The lawyer's title opinion report is the gold standard — cost ₹15,000-₹2,00,000.
What is the doctrine of part performance and how does it protect buyers?
Section 53A of the Transfer of Property Act, 1882 codifies the doctrine of part performance and protects a buyer in possession who has paid consideration, even without a registered sale deed.
The conditions for protection: a written contract for transfer for consideration, signed by the transferor or authorised agent; the transferee has taken or continued in possession in part performance; has done some act in furtherance of the contract; and has performed or is willing to perform his part. Where these are met, the transferor cannot enforce against the transferee in possession any right in respect of the property beyond what the contract expressly provides.
Post-2001 amendment: the written contract must be registered for Section 53A protection (Section 53A read with Section 17(1A) of the Registration Act, 1908). Unregistered agreements after 24 September 2001 do not receive Section 53A protection. Note that Section 53A is a shield, not a sword: the purchaser can defend possession but cannot sue to demand title transfer — for title, file a specific performance suit.
Key rulings: Shrimant Shamrao Suryavanshi v. Pralhad Bhairoba Suryavanshi, (2002) 3 SCC 676 (Section 53A continues even after limitation for specific performance expires); Suraj Lamp & Industries v. State of Haryana, (2012) 1 SCC 656 (Sale Agreement + GPA + Will combinations don't transfer title, but a possessor may have Section 53A protection); Shyam Narayan Prasad v. Krishna Prasad, (2018) 7 SCC 646 (emphasising the post-2001 registration requirement).
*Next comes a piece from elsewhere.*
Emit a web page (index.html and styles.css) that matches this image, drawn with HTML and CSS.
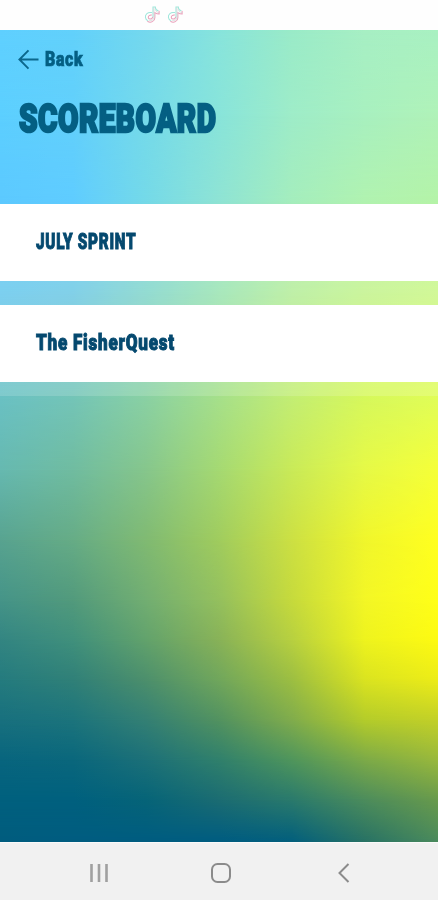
FILE: index.html
```html
<!DOCTYPE html>
<html lang="en">
<head>
<meta charset="utf-8">
<title>Scoreboard</title>
<link rel="stylesheet" href="styles.css">
</head>
<body>
<div class="phone">
  <div class="status">
    <svg class="note" viewBox="0 0 18 20"><use href="#note"/></svg>
    <svg class="note" viewBox="0 0 18 20"><use href="#note"/></svg>
    <svg width="0" height="0"><defs><g id="note" fill="none" stroke-width="1.1" stroke-linecap="round">
      <path stroke="#8fe3d6" d="M8 8C4 7 1 10 1.500 13c.3 2 1.500 3 2.500 3.500M9.500 13V2h2.500c0 2 1 3.500 3 4"/>
      <path stroke="#e58fae" d="M4 17.500c3 1.500 7.500 0 7.500-4V8c1.500 1 3 1.500 4.500 1.500V6.500M8 10.500c-2-.2-3.500 1-3.500 2.500 0 2.500 4 2.500 4.500 0"/>
      <path stroke="#c9cfcf" stroke-width=".8" d="M10.500 3v10.500c0 2.500-3 3.500-5 2.500M12 5c.5 1.500 1.500 2.500 3.500 3"/>
    </g></defs></svg>
  </div>
  <main class="screen">
    <div class="mesh">
      <i class="r0"></i><i class="r1"></i><i class="r2"></i><i class="r3"></i><i class="r4"></i><i class="r5"></i><i class="r6"></i>
      <i class="r7"></i><i class="r8"></i><i class="r9"></i><i class="r10"></i><i class="r11"></i><i class="r12"></i><i class="r13"></i>
    </div>
    <header class="header">
      <a class="back">
        <svg class="arrow" viewBox="0 0 22 22"><path d="M21.500 11H2M11 1.500L1.500 11L11 20.500"/></svg>
        <span class="back-label">Back</span>
      </a>
      <h1 class="title"><span>SCOREBOARD</span></h1>
    </header>
    <section class="list">
      <article class="card"><span class="name sprint">JULY SPRINT</span></article>
      <article class="card"><span class="name quest">The FisherQuest</span></article>
    </section>
  </main>
  <nav class="navbar">
    <svg class="recents" viewBox="0 0 20 20"><path d="M2.500 1v18M10 1v18M17.500 1v18"/></svg>
    <svg class="home" viewBox="0 0 22 22"><rect x="2" y="2" width="18" height="18" rx="5.500"/></svg>
    <svg class="prev" viewBox="0 0 12 20"><path d="M10.500 1L1.500 10L10.500 19"/></svg>
  </nav>
</div>
</body>
</html>
```
FILE: styles.css
```css
* { box-sizing: border-box; }
body { margin: 0; font-family: Roboto, "Liberation Sans", sans-serif; background: #fff; }
.phone { width: 438px; height: 900px; display: flex; flex-direction: column; overflow: hidden; }
.status { height: 30px; display: flex; gap: 6px; padding: 5px 0 0 144px; background: #fefefe; }
.note { width: 17px; height: 19px; opacity: .85; }
.screen { position: relative; height: 812px; overflow: hidden; }

/* Colour mesh: every row is a horizontal ramp that fades in over the row above it */
.mesh, .mesh i { position: absolute; inset: 0; }
.mesh i {
  background: linear-gradient(90deg, var(--c));
  -webkit-mask-image: linear-gradient(180deg, transparent var(--a), #000 var(--b));
  mask-image: linear-gradient(180deg, transparent var(--a), #000 var(--b));
}
.mesh .r0 { --a: -1px; --b: 0px; --c: #5fd0ff, #62d1fb, #74d8ee, #88e4dc, #9aebc8, #a7efc4, #a9f1c2; }
.mesh .r1 { --a: 0px; --b: 85px; --c: #5ccfff, #62d0fb, #75daea, #88e4da, #9eecc8, #a8f0bf, #b0f2b8; }
.mesh .r2 { --a: 85px; --b: 170px; --c: #5cc9ff, #5fccff, #74d9e8, #8ee3d4, #a4edbd, #b0f2b0, #b4f3a8; }
.mesh .r3 { --a: 170px; --b: 263px; --c: #66c7ed, #6dc8e4, #81d5ca, #99e3b1, #b4ed99, #c2f38c, #caf786; }
.mesh .r4 { --a: 263px; --b: 366px; --c: #6ac1c4, #74c5b8, #8ad1a4, #a6e08b, #c3ee74, #d6f85c, #e0fd58; }
.mesh .r5 { --a: 366px; --b: 440px; --c: #66b9b0, #70bca0, #86c68c, #a5d972, #c9ea58, #e6f946, #f5ff38; }
.mesh .r6 { --a: 440px; --b: 510px; --c: #58a390, #66ac86, #80ba72, #a0cc5e, #cce043, #f0f62c, #ffff20; }
.mesh .r7 { --a: 510px; --b: 570px; --c: #459488, #529a7c, #72ae72, #94c05e, #c6da3c, #f3f626, #ffff18; }
.mesh .r8 { --a: 570px; --b: 610px; --c: #338582, #40907c, #62a26c, #88b258, #b7d040, #eef31e, #fdfa12; }
.mesh .r9 { --a: 610px; --b: 650px; --c: #247b7e, #308078, #4c8f6c, #70a65c, #9cbe42, #dae320, #ecec18; }
.mesh .r10 { --a: 650px; --b: 690px; --c: #18707e, #1c747c, #348074, #529260, #80ac4c, #b4cc2a, #c2d028; }
.mesh .r11 { --a: 690px; --b: 730px; --c: #08657e, #0a677c, #1c7078, #30806c, #4f955c, #7caa48, #98b83c; }
.mesh .r12 { --a: 730px; --b: 770px; --c: #00607e, #00607e, #066478, #1b6c72, #2a7a6c, #4c8c5c, #689a4c; }
.mesh .r13 { --a: 770px; --b: 811px; --c: #005c7e, #005c80, #005c80, #005c80, #035f7c, #287264, #4a8a5c; }

.header { position: relative; height: 174px; padding: 17px 18px 0; color: #045f83; }
.back { display: flex; align-items: center; gap: 6px; height: 24px; }
.arrow { width: 21px; height: 21px; fill: none; stroke: #0b678c; stroke-width: 2; }
.back-label { font-size: 20px; line-height: 24px; font-weight: 900; letter-spacing: .8px; transform: scaleX(.8); transform-origin: 0 50%; -webkit-text-stroke: .7px #045f83; }
.title { margin: 23px 0 0 1px; font-size: 39.5px; line-height: 50px; font-weight: 900; }
.title span { display: inline-block; letter-spacing: .6px; transform: scaleX(.752); transform-origin: 0 50%; -webkit-text-stroke: 2.4px #045f83; }
.list { position: relative; height: 192px; display: flex; flex-direction: column; gap: 24px; background: rgba(255, 255, 255, .15); }
.card { height: 77px; display: flex; align-items: center; padding: 0 0 1px 36px; background: #fff; color: #05496f; }
.name { font-size: 22px; line-height: 30px; font-weight: 900; white-space: nowrap; letter-spacing: 1px; transform-origin: 0 50%; -webkit-text-stroke: 1px #05496f; }
.sprint { transform: scaleX(.695); }
.quest { transform: scaleX(.775); }
.navbar { height: 58px; display: flex; align-items: center; padding: 2px 88px 0 89px; background: #f1f1f1; border-top: 1px solid #fafafa; }
.navbar svg { fill: none; stroke: #8b8b8b; stroke-width: 2; }
.recents { width: 20px; height: 20px; }
.navbar .recents { stroke: #a0a0a0; stroke-width: 2.6; }
.home { width: 22px; height: 22px; margin-left: 101px; }
.prev { width: 12px; height: 20px; margin-left: 106px; }
```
Practical advice: always register the agreement, especially where possession is given; pay full stamp duty (possession-based agreements attract full sale-deed stamp in many states); file for specific performance promptly within 3 years; maintain proof of payment via bank transfers, not cash; and preserve proof of possession — electricity bills, photos, witness statements. Engage a reputable property lawyer if you find yourself in possession without a registered sale deed — the situation needs urgent attention.